New Home Sales Set Record in May

For the ninth time in the past ten months, new home sales broke the million unit barrier, as May set an all time record with a rate of 1.157 million units, up 12.5% from a strong April showing. The May record brings the monthly average for 2003 up to 1.028 million units, 5.7% above 2002’s year end record of 973 thousand. And, what may be more notable, for the 12 month period ending May 31st, homes sold at a rate of 1.02 million, a full 4.6% above the ‘02 record.
The Commerce Department report had more “good news” for builders than record home sales. It also found that inventories were at a 3.5 month supply...only once in recorded history has the months’ supply been that low (of course, that’s if sales continue at the current pace).
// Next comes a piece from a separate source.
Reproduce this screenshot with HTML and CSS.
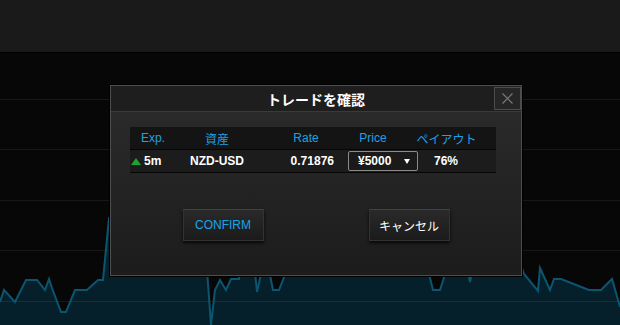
FILE: index.html
```html
<html>
  <head>
    <title>トレードを確認</title>
    <link rel="stylesheet" href="styles.css">
  </head>
  <body>
    <div class="topbar"></div>
    <div class="chart">
      <svg class="chart-svg" viewBox="0 53 620 272" width="620" height="272">
        <polygon class="area" points="0,302 4,290 15,302 26,280 37,280 45,290 49,279 52,288 61,312 66,312 75,290 87,290 98,280 103,280 109,218 150,200 205,230 207,270 211,325 215,290 220,280 226,290 231,279 239,279 242,260 254,262 257,292 263,265 268,265 273,290 279,290 290,262 420,250 428,270 433,290 440,290 449,262 466,262 470,282 474,262 520,262 524,274 538,291 540,268 550,290 554,279 561,279 589,290 601,290 612,279 620,307 620,325 0,325"/>
        <g class="grid">
          <line x1="0" y1="99.5" x2="620" y2="99.5"/>
          <line x1="0" y1="149.5" x2="620" y2="149.5"/>
          <line x1="0" y1="200.5" x2="620" y2="200.5"/>
          <line x1="0" y1="250.5" x2="620" y2="250.5"/>
          <line x1="0" y1="301.5" x2="620" y2="301.5"/>
        </g>
        <polyline class="line" points="0,302 4,290 15,302 26,280 37,280 45,290 49,279 52,288 61,312 66,312 75,290 87,290 98,280 103,280 109,218 150,200 205,230 207,270 211,325 215,290 220,280 226,290 231,279 239,279 242,260 254,262 257,292 263,265 268,265 273,290 279,290 290,262 420,250 428,270 433,290 440,290 449,262 466,262 470,282 474,262 520,262 524,274 538,291 540,268 550,290 554,279 561,279 589,290 601,290 612,279 620,307"/>
      </svg>

      <div class="dialog">
        <div class="dialog-head">
          <span class="dialog-title">トレードを確認</span>
          <button class="close">
            <svg width="11" height="11" viewBox="0 0 11 11"><path d="M0.5 0.5 L10.5 10.5 M10.5 0.5 L0.5 10.5"/></svg>
          </button>
        </div>
        <div class="dialog-body">
          <div class="trade-table">
            <div class="thead">
              <span>Exp.</span>
              <span>資産</span>
              <span class="h-rate">Rate</span>
              <span>Price</span>
              <span class="h-payout">ペイアウト</span>
            </div>
            <div class="trow">
              <span class="exp"><i class="up"></i>5m</span>
              <span class="asset">NZD-USD</span>
              <span class="rate">0.71876</span>
              <div class="price-select"><span>¥5000</span><i class="caret"></i></div>
              <span class="payout">76%</span>
            </div>
          </div>
          <div class="actions">
            <button class="btn btn-confirm">CONFIRM</button>
            <button class="btn btn-cancel">キャンセル</button>
          </div>
        </div>
      </div>
    </div>
  </body>
</html>
```

FILE: styles.css
```css
/* Page */
body {
  margin: 0;
  width: 620px;
  height: 325px;
  overflow: hidden;
  background-color: #070707;
  font-family: "Liberation Sans", Arial, "Noto Sans CJK JP", sans-serif;
}

.topbar {
  height: 52px;
  background-color: #1a1a1a;
  border-bottom: 1px solid #000;
}

/* Chart */
.chart {
  position: relative;
  height: 272px;
}

.chart-svg {
  position: absolute;
  top: 0;
  left: 0;
  display: block;
}

.chart-svg .area {
  fill: #05202a;
}

.chart-svg .grid line {
  stroke: rgba(255, 255, 255, 0.07);
  stroke-width: 1;
}

.chart-svg .line {
  fill: none;
  stroke: #0c5570;
  stroke-width: 2;
  stroke-linejoin: miter;
}

/* Dialog */
.dialog {
  position: absolute;
  left: 110px;
  top: 32px;
  width: 410px;
  height: 189px;
  border: 1px solid #4e4e4e;
  box-shadow: 0 0 0 1px #000;
  background: linear-gradient(#2c2c2c, #1c1c1c);
  display: flex;
  flex-direction: column;
}

.dialog-head {
  position: relative;
  height: 25px;
  background-color: #1e1e1e;
  border-bottom: 1px solid #3a3a3a;
  display: flex;
  align-items: center;
  justify-content: center;
}

.dialog-title {
  color: #fff;
  font-size: 14px;
  font-weight: bold;
  font-family: "Noto Sans CJK JP", sans-serif;
}

.close {
  position: absolute;
  right: 0;
  top: 1px;
  width: 27px;
  height: 23px;
  padding: 0;
  border: 1px solid #4c4c4c;
  background-color: #262626;
  display: flex;
  align-items: center;
  justify-content: center;
}

.close path {
  stroke: #7a7a7a;
  stroke-width: 1.2;
  fill: none;
}

.dialog-body {
  flex: 1;
  padding-top: 15px;
}

/* Trade table */
.trade-table {
  width: 366px;
  margin-left: 19px;
  font-size: 12px;
}

.thead {
  display: grid;
  grid-template-columns: 46px 82px 96px 38px 104px;
  align-items: center;
  height: 22px;
  background-color: #141414;
  border-bottom: 1px solid #060606;
  color: #1ca2e6;
  text-align: center;
}

.thead .h-payout {
  padding-left: 5px;
}

.trow {
  display: grid;
  grid-template-columns: 46px 82px 90px 70px 78px;
  align-items: center;
  height: 22px;
  background-color: #1c1c1c;
  border-bottom: 1px solid #060606;
  color: #fff;
  font-weight: bold;
}

.exp {
  display: flex;
  align-items: center;
  gap: 3px;
  padding-left: 1px;
}

.up {
  width: 0;
  height: 0;
  border-left: 5px solid transparent;
  border-right: 5px solid transparent;
  border-bottom: 7px solid #1ca431;
}

.asset {
  text-align: center;
}

.rate {
  text-align: right;
  padding-right: 14px;
}

.price-select {
  height: 18px;
  border: 1px solid #8a8a8a;
  border-radius: 2px;
  background-color: #1a1a1a;
  display: flex;
  align-items: center;
  justify-content: space-between;
  padding: 0 7px 0 9px;
}

.caret {
  width: 0;
  height: 0;
  border-left: 3px solid transparent;
  border-right: 3px solid transparent;
  border-top: 5px solid #fff;
}

.payout {
  padding-left: 16px;
}

/* Buttons */
.actions {
  display: flex;
  justify-content: center;
  gap: 105px;
  margin-top: 36px;
}

.btn {
  width: 81px;
  height: 32px;
  padding: 0;
  font-size: 12px;
  font-family: "Liberation Sans", Arial, "Noto Sans CJK JP", sans-serif;
  border: 1px solid #333;
  border-top-color: #424242;
  background: linear-gradient(#2a2a2a, #1b1b1b);
  box-shadow: 0 2px 3px rgba(0, 0, 0, 0.8);
  cursor: pointer;
}

.btn-confirm {
  color: #18a4ec;
}

.btn-cancel {
  color: #fff;
}
```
Existing Sales Also at Near Record levels

Existing homes experienced a 1.2% rise in May, to their third highest monthly level on record at 5.92 million units, a level that was only topped in the months of January, both last year and this. So, when one combines new and existing, homebuyers purchased houses at an unbelievable rate of nearly 7.1 million units for the month, 8.3% higher than their combined, record breaking, year end figure in 2002.
For the first five months of the year, existing sales are running at a rate of 5.85 million, which is 5.2% above the “Realtors” ‘02 record.
Of course, as with new home sales, the lowest mortgage rates in 30 years are credited with the surge in activity. And, as we’ve noted for the past two issues, those historically low levels are likely to be an historic artifact in coming months.
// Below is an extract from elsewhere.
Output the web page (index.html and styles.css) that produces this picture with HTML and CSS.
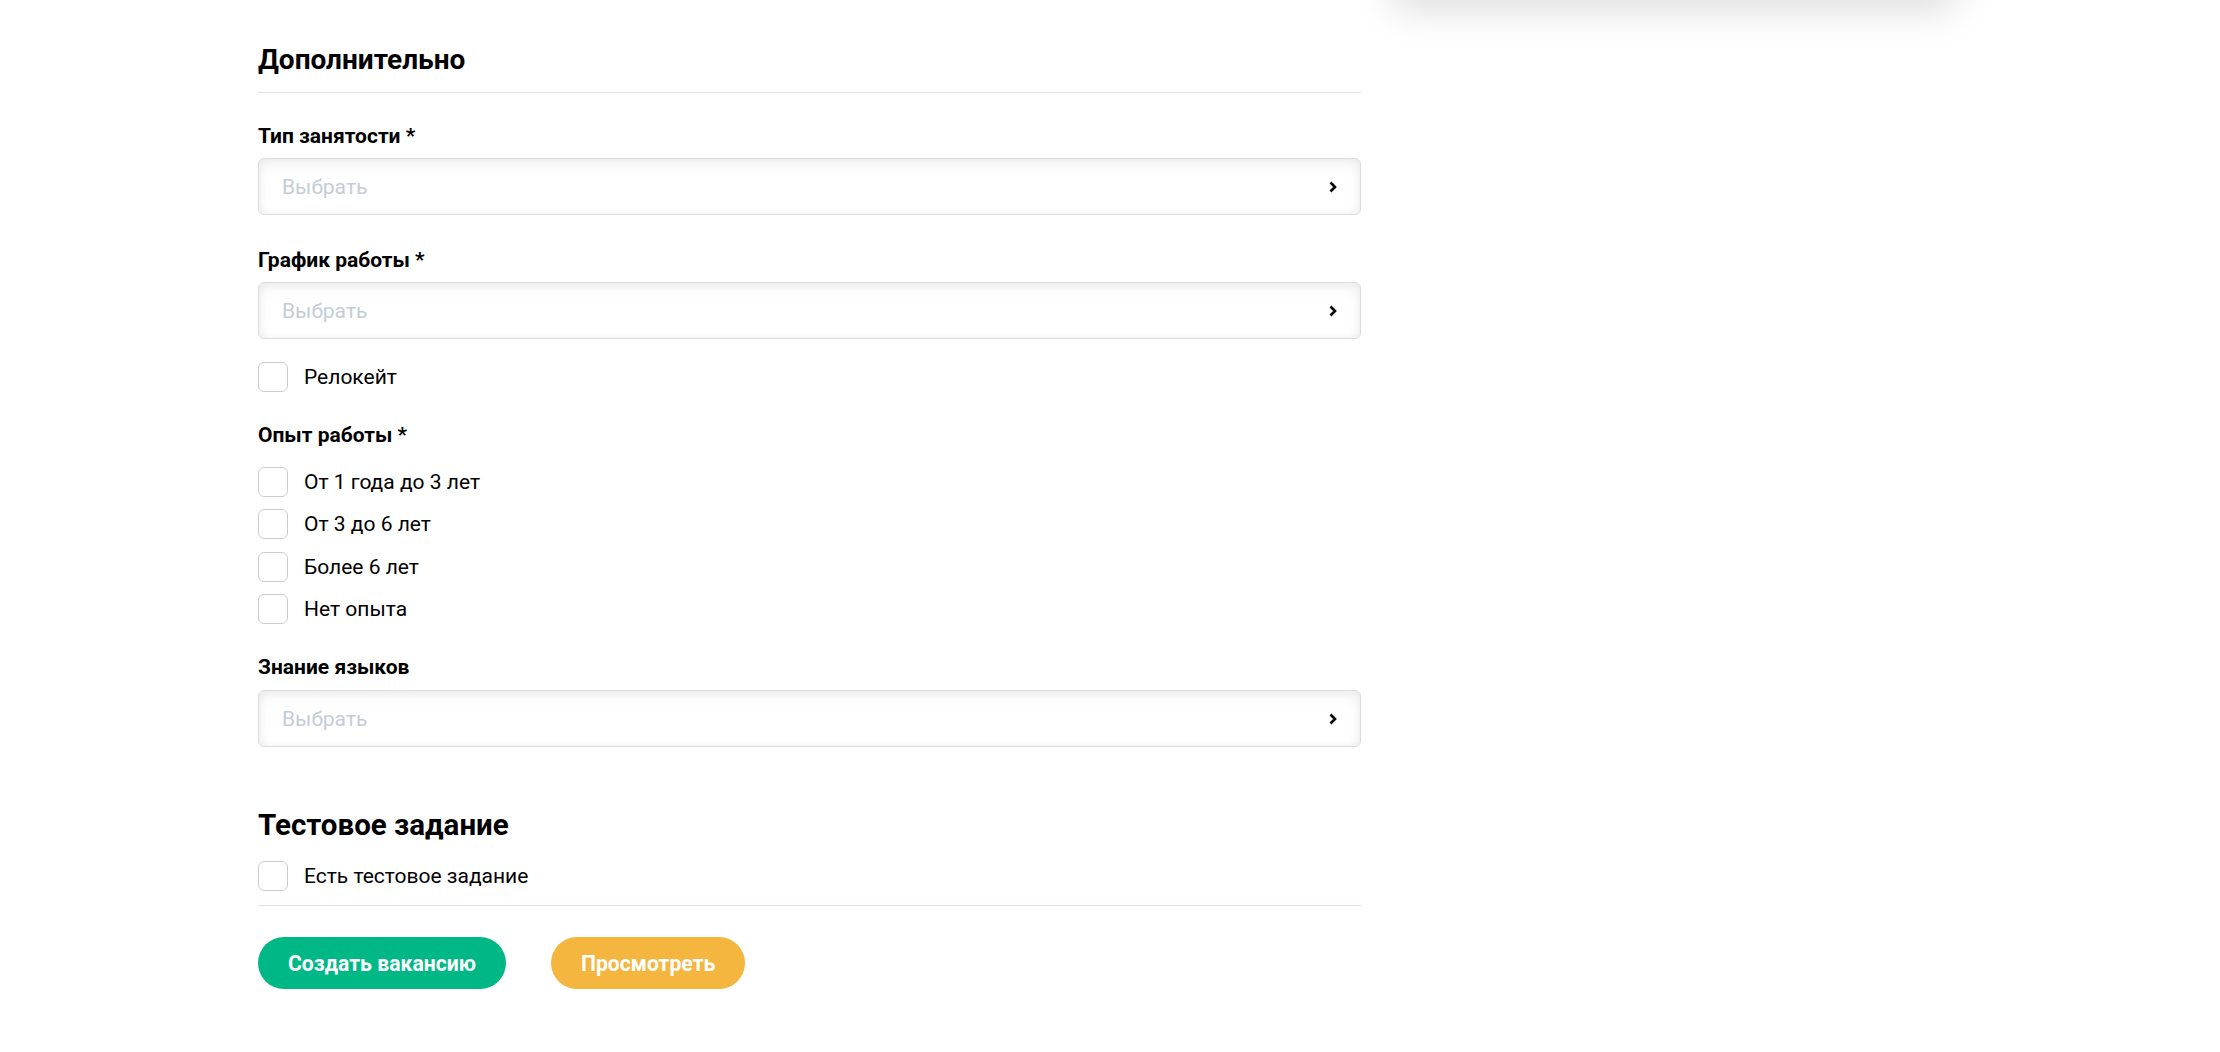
FILE: index.html
```html
<!DOCTYPE html>
<html lang="ru">
<head>
  <meta charset="UTF-8" />
  <title>Создать вакансию</title>
  <link rel="stylesheet" href="styles.css">
</head>
<body>

<div class="page">
  <main class="vacancy-form">
    <h2 class="section-title">Дополнительно</h2>

    <div class="field">
      <label class="field-label">Тип занятости *</label>
      <div class="select">
        <span class="select-placeholder">Выбрать</span>
        <svg class="chevron" width="8" height="12" viewBox="0 0 8 12"><polyline points="1.5,1.5 6,6 1.5,10.5" /></svg>
      </div>
    </div>

    <div class="field">
      <label class="field-label">График работы *</label>
      <div class="select">
        <span class="select-placeholder">Выбрать</span>
        <svg class="chevron" width="8" height="12" viewBox="0 0 8 12"><polyline points="1.5,1.5 6,6 1.5,10.5" /></svg>
      </div>
    </div>

    <label class="check relocate">
      <input type="checkbox">
      <span>Релокейт</span>
    </label>

    <div class="field experience">
      <label class="field-label">Опыт работы *</label>
      <div class="check-list">
        <label class="check"><input type="checkbox"><span>От 1 года до 3 лет</span></label>
        <label class="check"><input type="checkbox"><span>От 3 до 6 лет</span></label>
        <label class="check"><input type="checkbox"><span>Более 6 лет</span></label>
        <label class="check"><input type="checkbox"><span>Нет опыта</span></label>
      </div>
    </div>

    <div class="field languages">
      <label class="field-label">Знание языков</label>
      <div class="select">
        <span class="select-placeholder">Выбрать</span>
        <svg class="chevron" width="8" height="12" viewBox="0 0 8 12"><polyline points="1.5,1.5 6,6 1.5,10.5" /></svg>
      </div>
    </div>

    <h2 class="section-title plain test-title">Тестовое задание</h2>

    <div class="test-block">
      <label class="check">
        <input type="checkbox">
        <span>Есть тестовое задание</span>
      </label>
    </div>

    <div class="actions">
      <button class="btn btn-create">Создать вакансию</button>
      <button class="btn btn-preview">Просмотреть</button>
    </div>
  </main>

  <!-- sidebar card, scrolled above the viewport -->
  <aside class="sidebar">
    <div class="summary-card"></div>
  </aside>
</div>

</body>
</html>
```

FILE: styles.css
```css
:root {
  --text: #111;
  --line: #e1e1f6;
  --green: #00b886;
  --yellow: #f4b63f;
  --placeholder: #c3cdd7;
}

body {
  margin: 0;
  background: #fff;
  font-family: Roboto, 'Liberation Sans', sans-serif;
  color: var(--text);
  overflow: hidden;
}

.page {
  display: flex;
  align-items: flex-start;
  padding-left: 258px;
}

.vacancy-form {
  width: 1103px;
  padding-top: 43px;
}

.section-title {
  margin: 0;
  font-size: 28px;
  line-height: 34px;
  font-weight: 700;
  color: #000;
  padding-bottom: 15px;
  border-bottom: 1px solid var(--line);
}

.section-title.plain {
  border-bottom: none;
  padding-bottom: 0;
}

.field {
  margin-top: 31px;
}

.field + .field {
  margin-top: 33px;
}

.field.experience {
  margin-top: 31px;
}

.field.languages {
  margin-top: 30.5px;
}

.field-label {
  display: block;
  font-size: 21px;
  line-height: 25px;
  font-weight: 700;
  color: #000;
  margin-bottom: 9px;
}

.languages .field-label {
  margin-bottom: 10.5px;
}

.select {
  display: flex;
  align-items: center;
  justify-content: space-between;
  height: 57px;
  box-sizing: border-box;
  padding: 0 23px 0 23px;
  border: 1px solid #dcdcdc;
  border-radius: 6px;
  background: #fff;
  box-shadow: inset 0 5px 14px rgba(0,0,0,0.06), inset 0 0 9px rgba(0,0,0,0.05);
}

.select-placeholder {
  font-size: 21px;
  color: var(--placeholder);
}

.chevron {
  fill: none;
  stroke: #000;
  stroke-width: 2.6;
}

.check {
  display: flex;
  align-items: center;
  gap: 16px;
  font-size: 21px;
  line-height: 30px;
  color: #000;
}

.check input {
  appearance: none;
  -webkit-appearance: none;
  margin: 0;
  width: 30px;
  height: 30px;
  flex-shrink: 0;
  box-sizing: border-box;
  border: 1.5px solid #cdcdcd;
  border-radius: 6px;
  background: #fff;
}

.relocate {
  margin-top: 23px;
}

.check-list {
  display: flex;
  flex-direction: column;
  gap: 12.4px;
  padding-top: 10px;
}

.test-title {
  margin-top: 61px;
  font-size: 29.5px;
}

.test-block {
  margin-top: 19px;
  padding-bottom: 14px;
  border-bottom: 1px solid var(--line);
}

.actions {
  display: flex;
  gap: 45px;
  margin-top: 31px;
}

.btn {
  height: 52px;
  padding: 0 30px;
  border: none;
  border-radius: 26px;
  font-family: inherit;
  font-size: 21.2px;
  font-weight: 700;
  color: #fff;
  cursor: pointer;
}

.btn-create {
  background: var(--green);
}

.btn-preview {
  background: var(--yellow);
}

/* Sidebar */
.sidebar {
  margin-left: 32px;
  width: 562px;
}

.summary-card {
  height: 400px;
  margin-top: -402px;
  background: #fff;
  border-radius: 12px;
  box-shadow: 0 10px 40px rgba(0,0,0,0.15);
}
```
And, Regarding Mortgage Rates
Well, the Federal Reserve shaved a quarter point and bonds yields reacted ... rising roughly half a point over the next ten days. And, as would be expected, mortgage rates began following suit, as evidenced by last Thursday’s Freddie Mac report and, we’re confident, the report to be issued July 10th.
As we’ve been noting since early ‘01, history tells us that the Bond market leads the Federal Reserve, not the conventionally accepted vice versa, which was evident in the second half of 2000. And, as mortgage rates are tied to ten year treasuries, their movement is significant. Perhaps the first indication the economy was in trouble, came when mortgage rates dropped 1.5%, prior to the Fed’s slashing in 2001. Now, if we look for a positive economic signal, we may find it in rising long term interest rates, which were predicted by the “so-called experts,” in winter of ‘02. Now, seventeen months later, it looks like it's happening ... so, LOCK IN today!